Other Methods of Financing Business Operations

Specific types of business operations may allow for unique ways to finance operations outside of the traditional debt or equity relationships. Several of these approaches are discussed below:

  • Contractual Business Sales
    • In the event you are purchasing an existing business, rather than starting a new venture, then see if the current owner is willing to sell the business on contract.
    • In this scenario the seller of the business finances the purchase.  The seller may be more flexible in interest rates and repayment terms than a traditional bank.
  • Inventory & Supplies
    • Try to establish trade credit for the purchase of inventory.
  • Presales
    • You may also try the Sell-before-build model.
    • Your customer essentially finances your inventory.
  • Bartering
    • Exchange goods for goods or services for services with suppliers.
    • Also, there are numerous third-party sites that focus on facilitating bartering between individuals and businesses.
  • Customer Financing
    • Some businesses are able to securing financing from their customers.
    • This is particularly true in Business-to-business (B2B) companies.
    • It may require you undertaking or completing substantial services for the customer before they will undertake the financing (loan or equity investment) for your business.
    • If you have existing customers, they may be willing to pay you in advance for your products. This allows you to use their money to purchase products or inventory prior to sale.
  • Equipment
    • Purchase on credit
    • Trade in older equipment
    • If the equipment lifespan is short, investigate leasing or financing through the seller.
  • Factoring
    • Selling or borrowing against your accounts receivable
  • Real Estate
    • Consider leasing.
    • Remember, you still have to come up with 80% to purchase
    • Loan term is generally 18-20 years for commercial mortgages.
  • Evaluate Leasing Operational Assets
    • Leasing companies are a way to finance computers, office equipment, phone systems, vehicles, and other equipment.

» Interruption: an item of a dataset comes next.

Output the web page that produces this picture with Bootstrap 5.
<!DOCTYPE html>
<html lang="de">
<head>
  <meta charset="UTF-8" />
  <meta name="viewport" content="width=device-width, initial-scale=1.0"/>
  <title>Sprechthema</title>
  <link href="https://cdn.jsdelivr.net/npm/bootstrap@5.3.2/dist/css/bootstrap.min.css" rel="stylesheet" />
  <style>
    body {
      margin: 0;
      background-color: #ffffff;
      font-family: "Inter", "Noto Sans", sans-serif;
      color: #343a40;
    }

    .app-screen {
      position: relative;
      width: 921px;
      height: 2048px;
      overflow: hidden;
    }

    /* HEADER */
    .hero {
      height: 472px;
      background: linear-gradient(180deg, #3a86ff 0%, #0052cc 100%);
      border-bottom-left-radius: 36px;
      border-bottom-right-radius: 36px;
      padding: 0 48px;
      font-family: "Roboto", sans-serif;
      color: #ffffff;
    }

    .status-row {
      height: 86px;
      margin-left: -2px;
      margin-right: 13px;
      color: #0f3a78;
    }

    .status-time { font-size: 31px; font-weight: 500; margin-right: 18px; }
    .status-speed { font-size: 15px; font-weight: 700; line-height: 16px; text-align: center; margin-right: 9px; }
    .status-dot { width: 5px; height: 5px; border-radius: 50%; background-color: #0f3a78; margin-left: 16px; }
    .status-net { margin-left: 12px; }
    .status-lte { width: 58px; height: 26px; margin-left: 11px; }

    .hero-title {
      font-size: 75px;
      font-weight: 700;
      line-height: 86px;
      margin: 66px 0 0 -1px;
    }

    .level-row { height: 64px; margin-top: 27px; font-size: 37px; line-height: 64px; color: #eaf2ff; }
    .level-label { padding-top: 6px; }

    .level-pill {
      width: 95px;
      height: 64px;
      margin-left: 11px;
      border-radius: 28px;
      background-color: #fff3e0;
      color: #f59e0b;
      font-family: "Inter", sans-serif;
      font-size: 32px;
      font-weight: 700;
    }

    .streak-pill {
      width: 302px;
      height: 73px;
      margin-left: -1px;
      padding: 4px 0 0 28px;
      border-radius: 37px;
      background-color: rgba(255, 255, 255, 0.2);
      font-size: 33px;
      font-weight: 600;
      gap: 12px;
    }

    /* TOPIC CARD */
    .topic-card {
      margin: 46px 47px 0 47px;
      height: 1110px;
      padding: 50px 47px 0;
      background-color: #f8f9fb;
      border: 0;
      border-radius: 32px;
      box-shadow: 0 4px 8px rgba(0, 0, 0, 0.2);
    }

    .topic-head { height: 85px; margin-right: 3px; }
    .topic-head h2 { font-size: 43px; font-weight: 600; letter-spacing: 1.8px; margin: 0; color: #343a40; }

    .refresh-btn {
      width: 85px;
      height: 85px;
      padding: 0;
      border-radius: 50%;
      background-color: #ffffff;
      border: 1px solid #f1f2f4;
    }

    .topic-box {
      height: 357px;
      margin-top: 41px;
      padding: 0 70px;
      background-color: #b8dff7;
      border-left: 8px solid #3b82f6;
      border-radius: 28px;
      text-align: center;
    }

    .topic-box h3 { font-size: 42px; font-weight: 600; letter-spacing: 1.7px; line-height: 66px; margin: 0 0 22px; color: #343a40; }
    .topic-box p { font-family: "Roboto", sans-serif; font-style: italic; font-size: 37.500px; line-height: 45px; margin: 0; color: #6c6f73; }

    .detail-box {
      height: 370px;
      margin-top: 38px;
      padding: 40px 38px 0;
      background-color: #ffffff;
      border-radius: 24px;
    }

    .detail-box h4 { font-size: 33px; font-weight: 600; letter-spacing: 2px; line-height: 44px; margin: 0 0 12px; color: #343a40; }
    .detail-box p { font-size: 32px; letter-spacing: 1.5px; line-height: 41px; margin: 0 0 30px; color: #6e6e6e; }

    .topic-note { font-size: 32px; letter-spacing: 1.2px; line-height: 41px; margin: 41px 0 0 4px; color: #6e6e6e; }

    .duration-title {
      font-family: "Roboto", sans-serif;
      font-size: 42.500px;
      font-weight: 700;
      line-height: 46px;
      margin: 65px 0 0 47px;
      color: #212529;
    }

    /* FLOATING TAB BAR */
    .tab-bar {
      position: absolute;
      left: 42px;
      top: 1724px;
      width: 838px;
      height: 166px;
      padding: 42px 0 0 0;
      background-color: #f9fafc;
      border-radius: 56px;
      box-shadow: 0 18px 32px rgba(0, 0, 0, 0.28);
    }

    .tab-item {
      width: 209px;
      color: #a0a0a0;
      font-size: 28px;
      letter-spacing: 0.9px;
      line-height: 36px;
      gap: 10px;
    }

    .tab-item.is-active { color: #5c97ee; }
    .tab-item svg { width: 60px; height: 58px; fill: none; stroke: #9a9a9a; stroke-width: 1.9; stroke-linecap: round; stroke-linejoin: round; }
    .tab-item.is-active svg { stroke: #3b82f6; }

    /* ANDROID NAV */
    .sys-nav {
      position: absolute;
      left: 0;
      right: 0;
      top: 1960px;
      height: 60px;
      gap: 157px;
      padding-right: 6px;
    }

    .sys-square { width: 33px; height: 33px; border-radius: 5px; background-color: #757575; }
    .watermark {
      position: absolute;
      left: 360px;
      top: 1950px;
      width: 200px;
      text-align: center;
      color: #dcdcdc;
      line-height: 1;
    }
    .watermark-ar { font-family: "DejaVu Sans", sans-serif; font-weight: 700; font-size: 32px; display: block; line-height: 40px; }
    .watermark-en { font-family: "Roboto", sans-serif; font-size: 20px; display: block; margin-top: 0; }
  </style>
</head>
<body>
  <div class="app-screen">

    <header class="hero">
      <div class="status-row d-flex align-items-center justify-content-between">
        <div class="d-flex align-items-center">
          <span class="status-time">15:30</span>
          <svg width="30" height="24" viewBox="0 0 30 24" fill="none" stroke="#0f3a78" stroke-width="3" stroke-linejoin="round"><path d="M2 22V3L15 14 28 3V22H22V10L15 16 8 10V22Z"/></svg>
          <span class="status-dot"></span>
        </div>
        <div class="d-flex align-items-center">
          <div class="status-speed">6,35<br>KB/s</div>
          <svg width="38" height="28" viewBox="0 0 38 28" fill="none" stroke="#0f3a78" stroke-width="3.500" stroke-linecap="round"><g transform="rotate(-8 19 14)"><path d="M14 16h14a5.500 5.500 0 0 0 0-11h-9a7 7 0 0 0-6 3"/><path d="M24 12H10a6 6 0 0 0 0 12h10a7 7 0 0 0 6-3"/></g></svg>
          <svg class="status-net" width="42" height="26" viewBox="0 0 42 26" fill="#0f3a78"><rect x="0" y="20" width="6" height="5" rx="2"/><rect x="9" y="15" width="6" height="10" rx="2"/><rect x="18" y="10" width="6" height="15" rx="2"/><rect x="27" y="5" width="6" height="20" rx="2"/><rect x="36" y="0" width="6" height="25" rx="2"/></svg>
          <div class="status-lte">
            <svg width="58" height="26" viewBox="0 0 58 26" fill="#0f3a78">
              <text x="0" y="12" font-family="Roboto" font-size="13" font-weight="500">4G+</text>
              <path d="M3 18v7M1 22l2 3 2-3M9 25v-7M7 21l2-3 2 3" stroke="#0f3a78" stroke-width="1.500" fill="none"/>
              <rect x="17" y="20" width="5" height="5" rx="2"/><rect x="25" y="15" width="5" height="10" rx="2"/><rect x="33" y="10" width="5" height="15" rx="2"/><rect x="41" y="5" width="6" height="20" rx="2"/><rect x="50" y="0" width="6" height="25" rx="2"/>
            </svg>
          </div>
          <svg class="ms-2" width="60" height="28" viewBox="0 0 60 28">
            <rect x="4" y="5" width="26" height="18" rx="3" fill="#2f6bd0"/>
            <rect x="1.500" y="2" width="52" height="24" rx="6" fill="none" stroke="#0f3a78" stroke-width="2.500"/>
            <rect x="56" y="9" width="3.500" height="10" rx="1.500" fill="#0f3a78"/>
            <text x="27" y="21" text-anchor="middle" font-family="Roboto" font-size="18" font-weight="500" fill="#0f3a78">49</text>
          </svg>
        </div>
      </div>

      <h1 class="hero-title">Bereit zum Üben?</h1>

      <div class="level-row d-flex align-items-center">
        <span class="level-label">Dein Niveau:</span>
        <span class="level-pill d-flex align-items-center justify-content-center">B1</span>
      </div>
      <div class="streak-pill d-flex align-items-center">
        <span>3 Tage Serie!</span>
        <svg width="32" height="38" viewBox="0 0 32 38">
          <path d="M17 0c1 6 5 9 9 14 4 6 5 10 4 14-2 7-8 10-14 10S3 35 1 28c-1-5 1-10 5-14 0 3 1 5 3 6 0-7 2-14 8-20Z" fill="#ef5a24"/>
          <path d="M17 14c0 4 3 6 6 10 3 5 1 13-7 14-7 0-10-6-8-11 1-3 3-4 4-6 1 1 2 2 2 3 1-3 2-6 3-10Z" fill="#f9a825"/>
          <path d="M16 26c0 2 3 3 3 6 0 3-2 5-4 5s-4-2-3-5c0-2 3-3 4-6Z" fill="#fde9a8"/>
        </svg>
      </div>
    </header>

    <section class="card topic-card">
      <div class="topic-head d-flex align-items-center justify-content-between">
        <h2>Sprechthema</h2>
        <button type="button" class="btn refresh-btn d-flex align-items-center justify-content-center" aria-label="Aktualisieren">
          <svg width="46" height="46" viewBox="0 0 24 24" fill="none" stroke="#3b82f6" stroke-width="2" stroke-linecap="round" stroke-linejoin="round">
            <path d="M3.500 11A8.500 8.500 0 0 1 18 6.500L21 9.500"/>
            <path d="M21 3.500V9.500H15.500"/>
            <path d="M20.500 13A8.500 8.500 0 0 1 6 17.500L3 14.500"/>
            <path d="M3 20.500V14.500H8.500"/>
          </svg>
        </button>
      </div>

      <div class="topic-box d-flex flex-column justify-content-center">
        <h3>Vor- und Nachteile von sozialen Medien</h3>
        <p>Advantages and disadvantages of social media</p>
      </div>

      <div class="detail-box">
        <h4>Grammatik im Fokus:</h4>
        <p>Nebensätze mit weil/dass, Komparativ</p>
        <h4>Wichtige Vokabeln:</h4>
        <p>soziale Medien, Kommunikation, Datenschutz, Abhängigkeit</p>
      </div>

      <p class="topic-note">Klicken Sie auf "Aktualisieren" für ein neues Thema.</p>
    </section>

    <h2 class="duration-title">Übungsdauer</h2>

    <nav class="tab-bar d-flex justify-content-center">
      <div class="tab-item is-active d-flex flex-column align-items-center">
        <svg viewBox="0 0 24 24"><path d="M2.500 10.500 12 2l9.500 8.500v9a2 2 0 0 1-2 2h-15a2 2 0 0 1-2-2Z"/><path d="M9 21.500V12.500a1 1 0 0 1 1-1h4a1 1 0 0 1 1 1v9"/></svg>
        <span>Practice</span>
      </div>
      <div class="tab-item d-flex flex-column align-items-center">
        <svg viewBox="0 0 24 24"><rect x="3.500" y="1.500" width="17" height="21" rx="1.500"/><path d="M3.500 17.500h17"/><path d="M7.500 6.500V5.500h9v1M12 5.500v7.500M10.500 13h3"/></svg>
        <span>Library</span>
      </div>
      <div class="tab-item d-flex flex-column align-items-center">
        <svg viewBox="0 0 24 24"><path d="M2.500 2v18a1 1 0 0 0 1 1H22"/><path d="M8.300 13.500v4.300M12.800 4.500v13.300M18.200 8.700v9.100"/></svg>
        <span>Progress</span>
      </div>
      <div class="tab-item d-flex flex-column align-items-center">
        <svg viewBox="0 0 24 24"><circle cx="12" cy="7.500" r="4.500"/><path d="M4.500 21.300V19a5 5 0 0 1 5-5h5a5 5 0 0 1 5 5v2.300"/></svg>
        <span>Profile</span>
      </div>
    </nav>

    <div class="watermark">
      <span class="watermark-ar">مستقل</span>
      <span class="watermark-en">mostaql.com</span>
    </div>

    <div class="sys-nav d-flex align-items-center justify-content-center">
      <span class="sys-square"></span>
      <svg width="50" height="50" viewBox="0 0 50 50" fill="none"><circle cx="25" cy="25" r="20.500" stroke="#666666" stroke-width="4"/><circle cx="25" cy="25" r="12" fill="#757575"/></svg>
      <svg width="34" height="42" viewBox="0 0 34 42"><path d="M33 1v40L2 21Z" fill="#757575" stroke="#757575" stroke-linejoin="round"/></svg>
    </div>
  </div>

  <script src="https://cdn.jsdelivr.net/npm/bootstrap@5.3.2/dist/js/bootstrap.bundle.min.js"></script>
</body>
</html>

Leasing can lower your start-up costs because you won’t have a large initial outlay of cash for the equipment.
    • Much of the required expenses of startup can be leased.
    • This avoids the large, upfront costs and allows for periodic tax-deductible payments.
  • Grants for Small Businesses
    • A grant is money that doesn’t have to be repaid.
    • Usually made available from the government or a not-for-profit agency (IRS Pub 557).
    • Usually charitable
    • EducationScientific
    • If you are not a not-for-profit organization, then the availability of grants are limited.
    • Example: Small Business Innovation Research Program (SBIR)
      • When developing technology that may be of interest to the Government.
      • Very competitive program that grants money to small business to explore technology and incentivizes the business by allowing commercial profitability.